La mar para los peces... y para los 'ingleses'
¿Es que la expansión de los ribereños sobre el espacio marino ha de acabar sólo el día en que, vencida y derrotada, la alta mar pase a la historia? La Convención de la ONU sobre el Derecho del Mar quiso cristalizar el revisionismo mediante la generalización de zonas de 200 millas bajo jurisdicción exclusiva del ribereño y el sacrificio de los derechos históricos de la pesca de altura. Pero, ¿qué hacer con los caladeros acaballados entre esa zona y la alta mar? Entre la pretensión de los unos por afirmar, su jurisdicción, siquiera residual, y la negativa de los otros a seguir cediendo, se llegó a un compromiso en torno al principio de cooperacion, articulado en su caso mediante organizaciones intergubernamentales. Una de ellas, constituida en 1978, fue la NAFO, que regula la pesca en el. Atlántico Norte.La Convención fue sólo una tregua. Y corta. Apenas se estaba secando su tinta cuando ya los ribereños con pesquerías a las que llamaremos transzonales, para evitar hacer gárgaras con los straddling stocks, volvían a la carga. Para impedir una ruptura, los países pesqueros aceptaron la convocatoria de una Conferencia General de Pesca, actualmente viva; pero no bastó para atajar las acciones unilaterales de quienes trataban de hacerse con el caudal principal de las capturas parapetados en una orquestada actitud conservacionista.
Medidas de conservación
Las primeras leyes de estos Estados afirmaron su competencia para adoptar medidas de conservación y gestión sin prever sanciones por su incumplimiento (Argentina) o disponiendo algunas que en términos generales, podían considerarse dentro de sus prerrogativas, como la prohibición de escala técnica o el desembarque de capturas en sus puertos (Chile, Islandia). Presumiento buena fe, diríase que estos países buscaban un acuerdo genuino con los pesqueros amagando políticas unilaterales caso de no prosperar las negociaciones; o bien, trataban de ampliar su jurisdicción según la fórmula de éxito 20 años atrás: provocación, obstinación y el poder relativo de la mayor proximidad.

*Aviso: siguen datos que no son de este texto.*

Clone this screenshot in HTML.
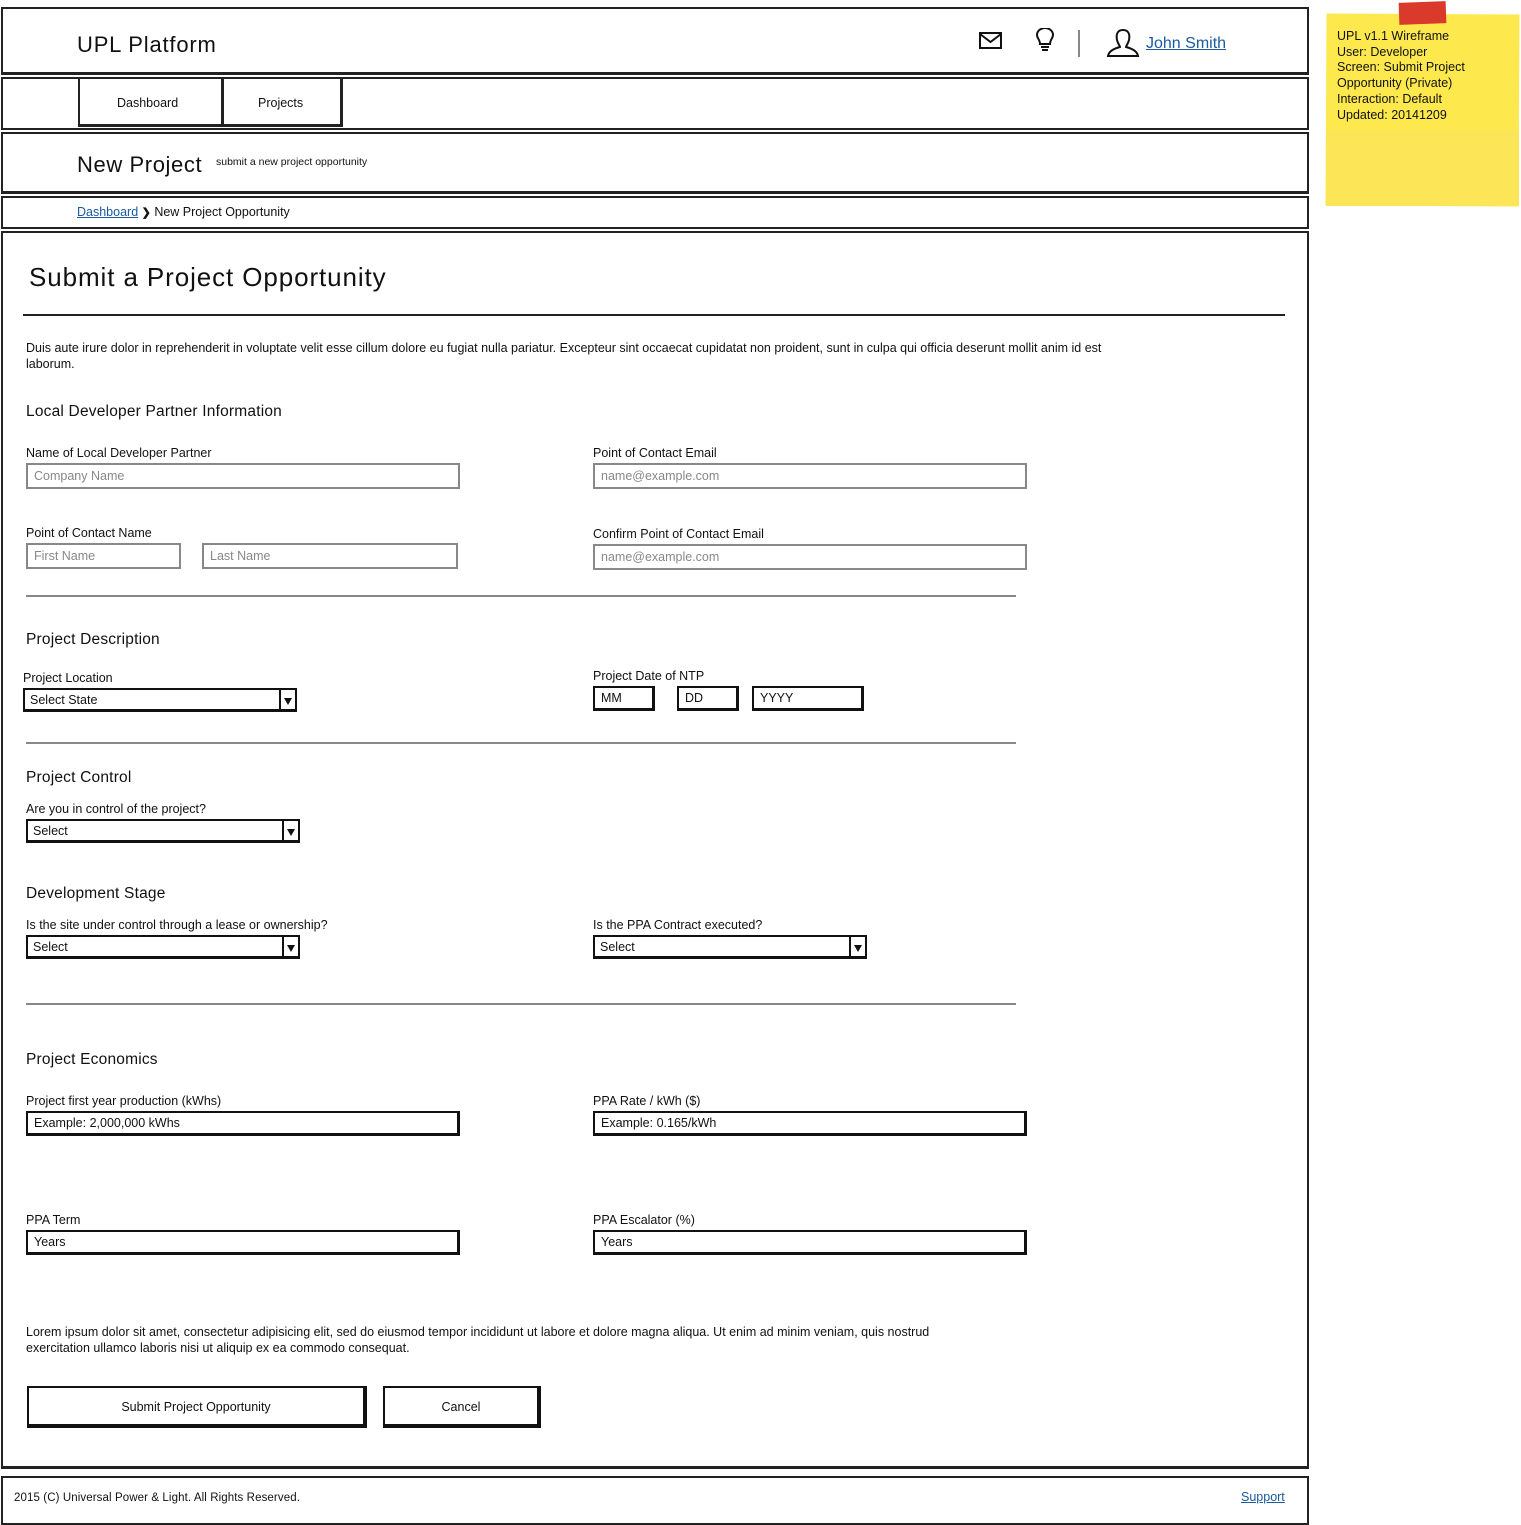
<!DOCTYPE html>
<html><head><meta charset="utf-8">
<style>
*{box-sizing:border-box;margin:0;padding:0}
body{width:1521px;height:1525px;background:#fff;position:relative;font-family:"Liberation Sans",sans-serif;color:#111;overflow:hidden}
.a{position:absolute}
.box{position:absolute;border:2px solid #222;background:#fff}
.t{position:absolute;font-size:12.5px;white-space:nowrap;margin-top:1px}
.h{position:absolute;font-size:15.5px;white-space:nowrap;margin-top:1px;letter-spacing:0.2px}
.in{position:absolute;border:2px solid #888;height:26px;font-size:12.5px;color:#888;padding:4px 6px;background:#fff}
.in2{position:absolute;border:2px solid #111;height:25px;font-size:12.5px;color:#111;padding:3px 6px;background:#fff;border-right-width:3px;border-bottom-width:3px}
.sel{position:absolute;border:2px solid #111;height:24px;font-size:12.5px;padding:3px 5px;background:#fff;border-bottom-width:3px}
.sel:after{content:"";position:absolute;right:14px;top:-2px;bottom:-3px;border-left:2px solid #111}
.sel i{position:absolute;right:3px;top:8px;width:0;height:0;border-left:4px solid transparent;border-right:4px solid transparent;border-top:7px solid #111}
.hr{position:absolute;height:2px;background:#888}
.btn{position:absolute;border:2px solid #111;border-right-width:4px;border-bottom-width:4px;background:#fff;font-size:12.5px;text-align:center}
a{color:#1a5aa0;text-decoration:underline}
</style></head><body>

<!-- header -->
<div class="box" style="left:1px;top:7px;width:1308px;height:68px;border-bottom-width:3px"></div>
<div class="a" style="left:77px;top:32px;font-size:22px;letter-spacing:0.8px">UPL Platform</div>
<svg class="a" style="left:978px;top:31px" width="26" height="20" viewBox="0 0 26 20"><rect x="2" y="2" width="21" height="15" fill="none" stroke="#111" stroke-width="2"/><path d="M2 3 L12.5 11 L23 3" fill="none" stroke="#111" stroke-width="2"/></svg>
<svg class="a" style="left:1035px;top:28px" width="20" height="26" viewBox="0 0 20 26"><path d="M5 16 C5 12 2 10 2 7 A8 7 0 0 1 18 7 C18 10 15 12 15 16 Z" fill="none" stroke="#111" stroke-width="2"/><path d="M6 19 H14 M7 22 H13" stroke="#111" stroke-width="2"/></svg>
<div class="a" style="left:1078px;top:30px;width:2px;height:27px;background:#888"></div>
<svg class="a" style="left:1106px;top:28px" width="34" height="30" viewBox="0 0 34 30"><path d="M17 2 C11 2 10 7 11 12 C12 16 14 18 14 19 C10 20 3 22 2 28 H32 C31 22 24 20 20 19 C20 18 22 16 23 12 C24 7 23 2 17 2 Z" fill="none" stroke="#111" stroke-width="2"/></svg>
<div class="a" style="left:1146px;top:35px;font-size:16px"><a>John Smith</a></div>

<!-- nav -->
<div class="box" style="left:1px;top:77px;width:1308px;height:53px"></div>
<div class="box" style="left:78px;top:77px;width:146px;height:50px;border-right-width:3px;border-bottom-width:3px"></div>
<div class="box" style="left:222px;top:77px;width:121px;height:50px;border-right-width:3px;border-bottom-width:3px"></div>
<div class="t" style="left:117px;top:95px">Dashboard</div>
<div class="t" style="left:258px;top:95px">Projects</div>

<!-- title -->
<div class="box" style="left:1px;top:132px;width:1308px;height:62px;border-bottom-width:3px"></div>
<div class="a" style="left:77px;top:152px;font-size:22px;letter-spacing:0.6px">New Project</div>
<div class="a" style="left:216px;top:156px;font-size:10.5px">submit a new project opportunity</div>

<!-- breadcrumb -->
<div class="box" style="left:1px;top:196px;width:1308px;height:33px"></div>
<div class="t" style="left:77px;top:204px"><a>Dashboard</a> <b style="font-size:11px">&#x276F;</b> New Project Opportunity</div>

<!-- content -->
<div class="box" style="left:1px;top:231px;width:1308px;height:1238px;border-bottom-width:3px"></div>
<div class="a" style="left:29px;top:262px;font-size:26px;letter-spacing:0.9px">Submit a Project Opportunity</div>
<div class="a" style="left:23px;top:314px;width:1262px;height:2px;background:#222"></div>
<div class="a" style="left:26px;top:340px;width:1200px;font-size:12.5px;line-height:16px">Duis aute irure dolor in reprehenderit in voluptate velit esse cillum dolore eu fugiat nulla pariatur. Excepteur sint occaecat cupidatat non proident, sunt in culpa qui officia deserunt mollit anim id est<br>laborum.</div>

<div class="h" style="left:26px;top:402px">Local Developer Partner Information</div>
<div class="t" style="left:26px;top:445px">Name of Local Developer Partner</div>
<div class="in" style="left:26px;top:463px;width:434px">Company Name</div>
<div class="t" style="left:593px;top:445px">Point of Contact Email</div>
<div class="in" style="left:593px;top:463px;width:434px">name@example.com</div>
<div class="t" style="left:26px;top:525px">Point of Contact Name</div>
<div class="in" style="left:26px;top:543px;width:155px">First Name</div>
<div class="in" style="left:202px;top:543px;width:256px">Last Name</div>
<div class="t" style="left:593px;top:526px">Confirm Point of Contact Email</div>
<div class="in" style="left:593px;top:544px;width:434px">name@example.com</div>
<div class="hr" style="left:26px;top:595px;width:990px"></div>

<div class="h" style="left:26px;top:630px">Project Description</div>
<div class="t" style="left:23px;top:670px">Project Location</div>
<div class="sel" style="left:23px;top:688px;width:274px">Select State<i></i></div>
<div class="t" style="left:593px;top:668px">Project Date of NTP</div>
<div class="in2" style="left:593px;top:686px;width:62px">MM</div>
<div class="in2" style="left:677px;top:686px;width:62px">DD</div>
<div class="in2" style="left:752px;top:686px;width:112px">YYYY</div>
<div class="hr" style="left:26px;top:742px;width:990px"></div>

<div class="h" style="left:26px;top:768px">Project Control</div>
<div class="t" style="left:26px;top:801px">Are you in control of the project?</div>
<div class="sel" style="left:26px;top:819px;width:274px">Select<i></i></div>

<div class="h" style="left:26px;top:884px">Development Stage</div>
<div class="t" style="left:26px;top:917px">Is the site under control through a lease or ownership?</div>
<div class="sel" style="left:26px;top:935px;width:274px">Select<i></i></div>
<div class="t" style="left:593px;top:917px">Is the PPA Contract executed?</div>
<div class="sel" style="left:593px;top:935px;width:274px">Select<i></i></div>
<div class="hr" style="left:26px;top:1003px;width:990px"></div>

<div class="h" style="left:26px;top:1050px">Project Economics</div>
<div class="t" style="left:26px;top:1093px">Project first year production (kWhs)</div>
<div class="in2" style="left:26px;top:1111px;width:434px">Example: 2,000,000 kWhs</div>
<div class="t" style="left:593px;top:1093px">PPA Rate / kWh ($)</div>
<div class="in2" style="left:593px;top:1111px;width:434px">Example: 0.165/kWh</div>
<div class="t" style="left:26px;top:1212px">PPA Term</div>
<div class="in2" style="left:26px;top:1230px;width:434px">Years</div>
<div class="t" style="left:593px;top:1212px">PPA Escalator (%)</div>
<div class="in2" style="left:593px;top:1230px;width:434px">Years</div>

<div class="a" style="left:26px;top:1324px;width:975px;font-size:12.5px;line-height:16px">Lorem ipsum dolor sit amet, consectetur adipisicing elit, sed do eiusmod tempor incididunt ut labore et dolore magna aliqua. Ut enim ad minim veniam, quis nostrud<br>exercitation ullamco laboris nisi ut aliquip ex ea commodo consequat.</div>
<div class="btn" style="left:27px;top:1386px;width:340px;height:42px;padding-top:12px">Submit Project Opportunity</div>
<div class="btn" style="left:383px;top:1386px;width:158px;height:42px;padding-top:12px">Cancel</div>

<!-- footer -->
<div class="box" style="left:1px;top:1476px;width:1308px;height:49px"></div>
<div class="a" style="left:14px;top:1492px;font-size:11.5px;letter-spacing:0.1px">2015 (C) Universal Power &amp; Light. All Rights Reserved.</div>
<div class="a" style="left:1241px;top:1490px;font-size:12.5px"><a>Support</a></div>

<!-- sticky -->
<div class="a" style="left:1326px;top:14px;width:193px;height:192px;background:#fde94e;transform:rotate(0.3deg)"></div>
<div class="a" style="left:1326px;top:130px;width:193px;height:76px;background:#fde558"></div>
<div class="a" style="left:1399px;top:2px;width:47px;height:22px;background:#d93a2b;transform:rotate(-2deg)"></div>
<div class="a" style="left:1337px;top:29px;font-size:12.5px;line-height:15.7px">UPL v1.1 Wireframe<br>User: Developer<br>Screen: Submit Project<br>Opportunity (Private)<br>Interaction: Default<br>Updated: 20141209</div>
</body></html>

Pero la exacerbación de esa política en el caso de Canadá rompe cualesquiera estándares civilizados para entrar en el terreno de los cafres (segunda y tercera acepción). La legislación canadiense de 1994 y sus medidas de aplicación a barcos españoles y portugueses en 1995 suponen una planificada política de fuerza -incluido el uso de las armas- que podrá ser jaleada por los hooligans -aquí el inglés es obligado- de la mar, pero es bochornosa y, sobre todo, absolutamente ilegal en sus principios y en sus métodos. La demanda planteada por España contra Canadá ante la Corte Internacional de Justicia recoge sus violaciones en no menos de 11 epígrafes. Probablemente, para el antiguo dominio británico ya ha pasado la edad de los caballeros que desde Ottawa promovían el respeto de la regla del derecho.
La experiencia de este largo mes demuestra, por lo demás, la nimiedad de la influencia española en la UE en los momentos decisivos. La UE sólo ha frenado el precedente a costa de ceder a la fuerza, ejercida con decisión mientras Europa se iba de vacaciones. El Reino Unido, que hace 20 años pleiteaba a gorrazos en la mar con los islandeses, se despacha apoyando al viejo dominio torticero del que su reina es jefa de Estado. Ya Albión ni siquiera es pérfida. ¿Y los demás? Canadá no habría llegado tan lejos de creer que se enfrentaba realmente con la UE. Pero cuando se transfieren competencias en ámbitos en que el interés común se identifica con el de uno o dos Estados que no son de los grandes, la Unión tiene hechuras de protectorado. Por eso, el acuerdo UE-Canadá es el mejor de los posibles.
Antonio Remiro es catedrático de Derecho Internacional Público en la Universidad Autónoma de Madrid.